- GIVEN MATERIAL -

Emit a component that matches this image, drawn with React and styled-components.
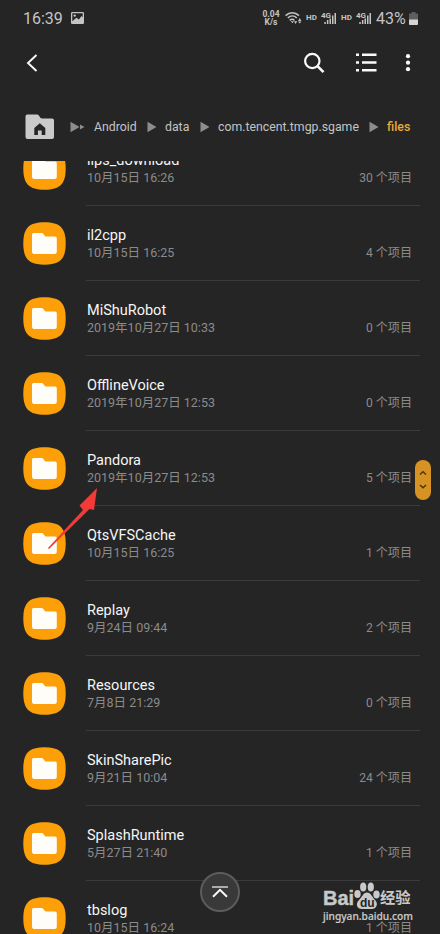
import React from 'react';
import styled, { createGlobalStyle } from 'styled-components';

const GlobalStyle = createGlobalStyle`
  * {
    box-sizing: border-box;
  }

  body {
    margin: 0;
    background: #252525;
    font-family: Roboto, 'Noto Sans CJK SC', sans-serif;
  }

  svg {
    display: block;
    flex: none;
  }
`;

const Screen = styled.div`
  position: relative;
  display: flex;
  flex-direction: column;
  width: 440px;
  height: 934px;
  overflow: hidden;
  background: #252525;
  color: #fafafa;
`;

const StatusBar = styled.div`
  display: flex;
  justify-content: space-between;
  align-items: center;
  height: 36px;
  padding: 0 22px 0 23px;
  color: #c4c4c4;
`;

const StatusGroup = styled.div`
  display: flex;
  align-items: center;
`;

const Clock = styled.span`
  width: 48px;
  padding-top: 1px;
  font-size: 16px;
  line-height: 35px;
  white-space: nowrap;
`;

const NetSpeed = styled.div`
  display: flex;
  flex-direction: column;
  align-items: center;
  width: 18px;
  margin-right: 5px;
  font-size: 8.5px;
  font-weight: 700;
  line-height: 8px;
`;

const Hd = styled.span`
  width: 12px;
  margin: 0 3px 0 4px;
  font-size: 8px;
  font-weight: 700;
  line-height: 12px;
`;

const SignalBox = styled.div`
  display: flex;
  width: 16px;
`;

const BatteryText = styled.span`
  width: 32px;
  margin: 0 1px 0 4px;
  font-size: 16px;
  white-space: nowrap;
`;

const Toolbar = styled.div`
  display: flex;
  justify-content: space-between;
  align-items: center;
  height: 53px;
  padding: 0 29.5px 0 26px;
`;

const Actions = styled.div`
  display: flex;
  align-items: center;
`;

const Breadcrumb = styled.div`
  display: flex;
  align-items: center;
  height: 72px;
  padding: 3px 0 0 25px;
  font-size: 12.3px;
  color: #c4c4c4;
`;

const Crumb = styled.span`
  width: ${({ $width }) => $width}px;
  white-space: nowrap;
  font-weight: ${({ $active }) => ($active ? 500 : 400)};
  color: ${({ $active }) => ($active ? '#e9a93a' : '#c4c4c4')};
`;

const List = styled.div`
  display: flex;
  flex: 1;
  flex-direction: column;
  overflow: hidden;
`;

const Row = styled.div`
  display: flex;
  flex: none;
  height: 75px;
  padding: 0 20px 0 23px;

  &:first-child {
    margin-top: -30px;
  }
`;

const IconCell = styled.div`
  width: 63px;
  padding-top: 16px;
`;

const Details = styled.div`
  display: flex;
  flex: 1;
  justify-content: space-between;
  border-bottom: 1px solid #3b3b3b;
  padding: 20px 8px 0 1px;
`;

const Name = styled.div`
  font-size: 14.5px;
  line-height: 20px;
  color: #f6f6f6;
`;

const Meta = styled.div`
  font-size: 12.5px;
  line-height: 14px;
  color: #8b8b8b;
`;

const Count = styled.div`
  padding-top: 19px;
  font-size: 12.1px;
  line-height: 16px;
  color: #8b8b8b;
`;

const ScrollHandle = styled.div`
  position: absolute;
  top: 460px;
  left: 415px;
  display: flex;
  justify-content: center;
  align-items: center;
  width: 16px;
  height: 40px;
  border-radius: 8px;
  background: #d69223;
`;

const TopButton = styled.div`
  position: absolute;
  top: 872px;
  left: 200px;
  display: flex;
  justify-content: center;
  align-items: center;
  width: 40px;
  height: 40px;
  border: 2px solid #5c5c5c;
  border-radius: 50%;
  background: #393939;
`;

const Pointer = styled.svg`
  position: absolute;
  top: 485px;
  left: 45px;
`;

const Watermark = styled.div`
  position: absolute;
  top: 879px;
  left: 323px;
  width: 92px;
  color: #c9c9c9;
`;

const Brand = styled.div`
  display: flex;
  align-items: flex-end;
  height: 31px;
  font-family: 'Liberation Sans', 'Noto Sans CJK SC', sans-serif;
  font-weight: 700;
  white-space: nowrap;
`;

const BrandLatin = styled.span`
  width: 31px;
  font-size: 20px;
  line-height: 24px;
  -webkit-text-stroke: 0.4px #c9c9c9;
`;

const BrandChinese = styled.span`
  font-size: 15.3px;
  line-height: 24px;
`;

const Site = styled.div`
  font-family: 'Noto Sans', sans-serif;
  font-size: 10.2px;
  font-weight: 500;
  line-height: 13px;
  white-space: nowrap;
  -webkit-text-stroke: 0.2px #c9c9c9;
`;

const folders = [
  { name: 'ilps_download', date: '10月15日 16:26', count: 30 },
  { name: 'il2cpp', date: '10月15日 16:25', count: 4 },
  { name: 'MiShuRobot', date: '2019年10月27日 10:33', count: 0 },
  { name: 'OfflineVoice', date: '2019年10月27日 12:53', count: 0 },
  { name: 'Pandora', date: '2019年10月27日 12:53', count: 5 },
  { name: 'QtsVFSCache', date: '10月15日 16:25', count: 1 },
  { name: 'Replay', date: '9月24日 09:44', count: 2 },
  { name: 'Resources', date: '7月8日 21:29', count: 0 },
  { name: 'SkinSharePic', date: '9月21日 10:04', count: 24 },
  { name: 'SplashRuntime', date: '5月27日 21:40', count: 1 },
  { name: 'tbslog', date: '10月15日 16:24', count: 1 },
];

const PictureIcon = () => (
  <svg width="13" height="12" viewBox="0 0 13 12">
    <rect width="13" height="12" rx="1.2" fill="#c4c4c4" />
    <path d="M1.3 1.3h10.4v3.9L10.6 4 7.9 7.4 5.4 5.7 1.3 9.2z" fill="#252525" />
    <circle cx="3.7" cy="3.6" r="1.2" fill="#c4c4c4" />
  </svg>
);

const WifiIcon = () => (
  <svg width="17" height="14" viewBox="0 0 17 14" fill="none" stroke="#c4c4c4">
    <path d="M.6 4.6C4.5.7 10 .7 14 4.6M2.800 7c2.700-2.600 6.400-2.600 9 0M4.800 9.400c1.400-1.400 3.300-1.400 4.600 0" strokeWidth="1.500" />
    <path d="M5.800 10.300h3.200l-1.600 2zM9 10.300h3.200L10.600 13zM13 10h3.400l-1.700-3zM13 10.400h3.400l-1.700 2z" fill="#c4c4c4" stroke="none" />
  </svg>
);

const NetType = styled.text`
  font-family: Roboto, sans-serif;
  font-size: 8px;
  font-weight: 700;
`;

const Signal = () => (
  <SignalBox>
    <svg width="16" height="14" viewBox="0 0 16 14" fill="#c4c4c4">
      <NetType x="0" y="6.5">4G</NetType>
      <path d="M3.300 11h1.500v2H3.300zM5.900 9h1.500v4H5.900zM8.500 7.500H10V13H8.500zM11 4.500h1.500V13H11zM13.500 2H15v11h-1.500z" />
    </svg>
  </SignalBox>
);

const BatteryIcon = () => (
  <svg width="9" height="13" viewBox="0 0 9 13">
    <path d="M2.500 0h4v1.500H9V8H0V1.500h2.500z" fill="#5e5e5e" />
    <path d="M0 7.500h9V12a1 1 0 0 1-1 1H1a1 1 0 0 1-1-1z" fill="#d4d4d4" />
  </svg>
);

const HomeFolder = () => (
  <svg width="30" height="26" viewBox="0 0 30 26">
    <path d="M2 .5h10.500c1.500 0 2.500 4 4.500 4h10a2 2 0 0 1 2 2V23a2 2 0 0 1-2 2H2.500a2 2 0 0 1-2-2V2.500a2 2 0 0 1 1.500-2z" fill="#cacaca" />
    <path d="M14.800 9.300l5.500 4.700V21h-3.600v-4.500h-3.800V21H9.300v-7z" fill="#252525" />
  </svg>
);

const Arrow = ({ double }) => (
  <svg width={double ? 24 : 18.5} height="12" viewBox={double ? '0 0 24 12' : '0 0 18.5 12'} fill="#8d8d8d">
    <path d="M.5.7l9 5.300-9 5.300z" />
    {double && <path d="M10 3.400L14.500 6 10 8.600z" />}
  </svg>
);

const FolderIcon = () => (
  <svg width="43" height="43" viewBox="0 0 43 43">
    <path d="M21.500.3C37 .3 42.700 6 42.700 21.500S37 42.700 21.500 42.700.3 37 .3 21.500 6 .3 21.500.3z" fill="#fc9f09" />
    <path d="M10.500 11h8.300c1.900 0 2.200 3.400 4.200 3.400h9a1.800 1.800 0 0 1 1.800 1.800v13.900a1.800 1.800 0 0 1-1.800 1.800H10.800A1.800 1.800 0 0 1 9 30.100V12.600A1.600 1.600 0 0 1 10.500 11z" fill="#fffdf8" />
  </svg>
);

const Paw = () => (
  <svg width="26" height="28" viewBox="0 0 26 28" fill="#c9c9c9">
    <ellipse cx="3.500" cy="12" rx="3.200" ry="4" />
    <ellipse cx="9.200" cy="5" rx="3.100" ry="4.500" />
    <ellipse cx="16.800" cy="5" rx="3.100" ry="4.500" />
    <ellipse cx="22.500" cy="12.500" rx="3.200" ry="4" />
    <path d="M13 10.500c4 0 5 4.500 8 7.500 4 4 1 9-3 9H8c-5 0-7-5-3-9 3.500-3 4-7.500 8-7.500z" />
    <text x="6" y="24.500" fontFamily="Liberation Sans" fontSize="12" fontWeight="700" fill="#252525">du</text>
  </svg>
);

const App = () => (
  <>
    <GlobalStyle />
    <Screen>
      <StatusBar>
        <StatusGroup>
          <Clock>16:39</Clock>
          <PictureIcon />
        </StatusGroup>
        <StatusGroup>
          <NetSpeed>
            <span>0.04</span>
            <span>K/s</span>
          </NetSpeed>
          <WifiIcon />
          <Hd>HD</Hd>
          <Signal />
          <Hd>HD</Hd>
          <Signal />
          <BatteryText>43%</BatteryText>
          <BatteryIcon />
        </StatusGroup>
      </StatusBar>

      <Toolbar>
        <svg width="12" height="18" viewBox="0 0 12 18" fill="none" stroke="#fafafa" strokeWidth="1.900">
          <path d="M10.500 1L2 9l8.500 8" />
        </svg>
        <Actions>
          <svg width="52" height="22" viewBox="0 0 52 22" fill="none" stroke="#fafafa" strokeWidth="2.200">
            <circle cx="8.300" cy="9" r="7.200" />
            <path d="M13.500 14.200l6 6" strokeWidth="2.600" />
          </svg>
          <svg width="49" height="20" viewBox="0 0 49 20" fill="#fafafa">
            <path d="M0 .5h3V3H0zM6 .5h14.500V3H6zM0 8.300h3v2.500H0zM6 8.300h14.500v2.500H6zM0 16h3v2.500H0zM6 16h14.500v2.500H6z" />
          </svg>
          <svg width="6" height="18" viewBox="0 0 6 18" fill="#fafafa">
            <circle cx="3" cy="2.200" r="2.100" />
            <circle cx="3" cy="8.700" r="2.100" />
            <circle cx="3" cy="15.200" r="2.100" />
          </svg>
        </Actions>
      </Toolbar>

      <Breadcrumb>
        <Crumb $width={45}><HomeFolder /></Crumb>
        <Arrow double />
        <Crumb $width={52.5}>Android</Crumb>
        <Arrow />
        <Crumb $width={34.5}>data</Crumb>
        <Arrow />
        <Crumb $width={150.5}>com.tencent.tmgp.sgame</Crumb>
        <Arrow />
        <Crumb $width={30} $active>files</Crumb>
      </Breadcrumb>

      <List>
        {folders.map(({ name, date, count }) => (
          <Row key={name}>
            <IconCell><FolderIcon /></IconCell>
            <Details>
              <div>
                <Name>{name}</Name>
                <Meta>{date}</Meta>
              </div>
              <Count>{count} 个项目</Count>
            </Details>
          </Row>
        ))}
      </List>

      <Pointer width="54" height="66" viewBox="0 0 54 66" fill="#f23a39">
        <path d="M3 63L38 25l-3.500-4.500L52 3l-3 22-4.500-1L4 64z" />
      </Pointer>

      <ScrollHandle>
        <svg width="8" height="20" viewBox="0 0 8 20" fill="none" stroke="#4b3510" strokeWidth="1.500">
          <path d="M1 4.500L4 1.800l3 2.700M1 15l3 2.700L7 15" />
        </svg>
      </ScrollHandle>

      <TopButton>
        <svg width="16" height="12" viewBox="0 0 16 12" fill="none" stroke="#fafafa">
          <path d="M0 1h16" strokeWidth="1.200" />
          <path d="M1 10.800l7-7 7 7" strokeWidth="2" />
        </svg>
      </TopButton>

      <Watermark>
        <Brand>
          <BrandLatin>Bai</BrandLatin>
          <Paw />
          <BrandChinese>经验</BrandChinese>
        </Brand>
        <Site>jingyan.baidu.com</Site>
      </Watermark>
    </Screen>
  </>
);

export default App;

- PROBLEM TO SOLVE -
Which lines hold the string "components"? Copy all of them from the data above.

- EXPECTED ANSWER -
Emit a component that matches this image, drawn with React and styled-components.
import styled, { createGlobalStyle } from 'styled-components';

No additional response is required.